## AVAILABLE DATA
• • • • • • •

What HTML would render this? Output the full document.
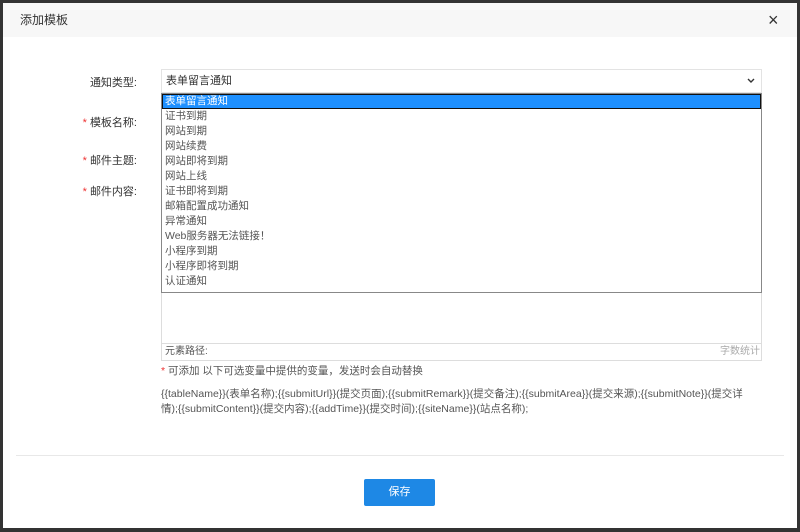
<!DOCTYPE html>
<html><head><meta charset="utf-8"><style>
*{margin:0;padding:0;box-sizing:border-box}
body{width:800px;height:532px;background:#fff;font-family:"Liberation Sans","Noto Sans CJK SC",sans-serif;position:relative;overflow:hidden;color:#333}
.frame{position:absolute;left:0;top:0;width:800px;height:532px;border:3px solid #333;border-bottom-width:4px}
.hdr{position:absolute;left:3px;top:3px;width:794px;height:34px;background:#f7f7f7;font-size:12px;line-height:34px;padding-left:17px;color:#333}
.x{position:absolute;left:768px;top:10px;font-size:18px;line-height:20px;color:#333}
.lab{position:absolute;font-size:11px;color:#333;text-align:right;width:120px;left:17px}
.lab b{color:#e33;font-weight:normal;margin-right:3px}
.sel{position:absolute;left:161px;top:69px;width:601px;height:24px;border:1px solid #e3e3e3;font-size:11px;line-height:22px;padding-left:4px}
.sel svg{position:absolute;right:6px;top:8px}
.ta{position:absolute;left:161px;top:93px;width:601px;height:268px;border:1px solid #ddd}
.list{position:absolute;left:161px;top:93px;width:601px;height:200px;border:1px solid #888;background:#fff;font-size:10.5px;color:#555}
.list div{height:15px;line-height:15px;padding-left:3px}
.list .on{background:#1e90ff;color:#fff;border:1px solid #111;height:15px;line-height:13px;padding-left:2px}
.bar{position:absolute;left:162px;top:343px;width:599px;height:17px;border-top:1px solid #ddd;font-size:10px;line-height:16px;color:#555;padding-left:3px}
.bar span{position:absolute;right:1px;color:#aaa}
.hint{position:absolute;left:161px;top:363px;font-size:10.5px;color:#555}
.hint b{color:#e33;font-weight:normal}
.vars{position:absolute;left:161px;top:387px;width:640px;font-size:10.5px;line-height:15px;color:#555;white-space:nowrap}
.sep{position:absolute;left:16px;top:455px;width:768px;height:1px;background:#e8e8e8}
.btn{position:absolute;left:364px;top:479px;width:71px;height:27px;background:#1e88e5;color:#fff;font-size:11px;line-height:27px;text-align:center;border-radius:2px}
</style></head><body>
<div class="hdr">添加模板</div>
<div class="x">×</div>
<div class="lab" style="top:74px">通知类型:</div>
<div class="lab" style="top:114px"><b>*</b>模板名称:</div>
<div class="lab" style="top:152px"><b>*</b>邮件主题:</div>
<div class="lab" style="top:183px"><b>*</b>邮件内容:</div>
<div class="sel">表单留言通知<svg width="8" height="6" viewBox="0 0 8 6"><path d="M1 1L4 4L7 1" stroke="#333" stroke-width="1.4" fill="none"/></svg></div>
<div class="ta"></div>
<div class="list">
<div class="on">表单留言通知</div><div>证书到期</div><div>网站到期</div><div>网站续费</div><div>网站即将到期</div><div>网站上线</div><div>证书即将到期</div><div>邮箱配置成功通知</div><div>异常通知</div><div>Web服务器无法链接！</div><div>小程序到期</div><div>小程序即将到期</div><div>认证通知</div>
</div>
<div class="bar">元素路径:<span>字数统计</span></div>
<div class="hint"><b>*</b> 可添加 以下可选变量中提供的变量，发送时会自动替换</div>
<div class="vars">{{tableName}}(表单名称);{{submitUrl}}(提交页面);{{submitRemark}}(提交备注);{{submitArea}}(提交来源);{{submitNote}}(提交详<br>情);{{submitContent}}(提交内容);{{addTime}}(提交时间);{{siteName}}(站点名称);</div>
<div class="sep"></div>
<div class="btn">保存</div>
<div class="frame"></div>
</body></html>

• • • • • • •

## SHORT EXERCISE
Quote in full the listing given above; the images are to be left out.

## ANSWER BELOW
What HTML would render this? Output the full document.
<!DOCTYPE html>
<html><head><meta charset="utf-8"><style>
*{margin:0;padding:0;box-sizing:border-box}
body{width:800px;height:532px;background:#fff;font-family:"Liberation Sans","Noto Sans CJK SC",sans-serif;position:relative;overflow:hidden;color:#333}
.frame{position:absolute;left:0;top:0;width:800px;height:532px;border:3px solid #333;border-bottom-width:4px}
.hdr{position:absolute;left:3px;top:3px;width:794px;height:34px;background:#f7f7f7;font-size:12px;line-height:34px;padding-left:17px;color:#333}
.x{position:absolute;left:768px;top:10px;font-size:18px;line-height:20px;color:#333}
.lab{position:absolute;font-size:11px;color:#333;text-align:right;width:120px;left:17px}
.lab b{color:#e33;font-weight:normal;margin-right:3px}
.sel{position:absolute;left:161px;top:69px;width:601px;height:24px;border:1px solid #e3e3e3;font-size:11px;line-height:22px;padding-left:4px}
.sel svg{position:absolute;right:6px;top:8px}
.ta{position:absolute;left:161px;top:93px;width:601px;height:268px;border:1px solid #ddd}
.list{position:absolute;left:161px;top:93px;width:601px;height:200px;border:1px solid #888;background:#fff;font-size:10.5px;color:#555}
.list div{height:15px;line-height:15px;padding-left:3px}
.list .on{background:#1e90ff;color:#fff;border:1px solid #111;height:15px;line-height:13px;padding-left:2px}
.bar{position:absolute;left:162px;top:343px;width:599px;height:17px;border-top:1px solid #ddd;font-size:10px;line-height:16px;color:#555;padding-left:3px}
.bar span{position:absolute;right:1px;color:#aaa}
.hint{position:absolute;left:161px;top:363px;font-size:10.5px;color:#555}
.hint b{color:#e33;font-weight:normal}
.vars{position:absolute;left:161px;top:387px;width:640px;font-size:10.5px;line-height:15px;color:#555;white-space:nowrap}
.sep{position:absolute;left:16px;top:455px;width:768px;height:1px;background:#e8e8e8}
.btn{position:absolute;left:364px;top:479px;width:71px;height:27px;background:#1e88e5;color:#fff;font-size:11px;line-height:27px;text-align:center;border-radius:2px}
</style></head><body>
<div class="hdr">添加模板</div>
<div class="x">×</div>
<div class="lab" style="top:74px">通知类型:</div>
<div class="lab" style="top:114px"><b>*</b>模板名称:</div>
<div class="lab" style="top:152px"><b>*</b>邮件主题:</div>
<div class="lab" style="top:183px"><b>*</b>邮件内容:</div>
<div class="sel">表单留言通知<svg width="8" height="6" viewBox="0 0 8 6"><path d="M1 1L4 4L7 1" stroke="#333" stroke-width="1.4" fill="none"/></svg></div>
<div class="ta"></div>
<div class="list">
<div class="on">表单留言通知</div><div>证书到期</div><div>网站到期</div><div>网站续费</div><div>网站即将到期</div><div>网站上线</div><div>证书即将到期</div><div>邮箱配置成功通知</div><div>异常通知</div><div>Web服务器无法链接！</div><div>小程序到期</div><div>小程序即将到期</div><div>认证通知</div>
</div>
<div class="bar">元素路径:<span>字数统计</span></div>
<div class="hint"><b>*</b> 可添加 以下可选变量中提供的变量，发送时会自动替换</div>
<div class="vars">{{tableName}}(表单名称);{{submitUrl}}(提交页面);{{submitRemark}}(提交备注);{{submitArea}}(提交来源);{{submitNote}}(提交详<br>情);{{submitContent}}(提交内容);{{addTime}}(提交时间);{{siteName}}(站点名称);</div>
<div class="sep"></div>
<div class="btn">保存</div>
<div class="frame"></div>
</body></html>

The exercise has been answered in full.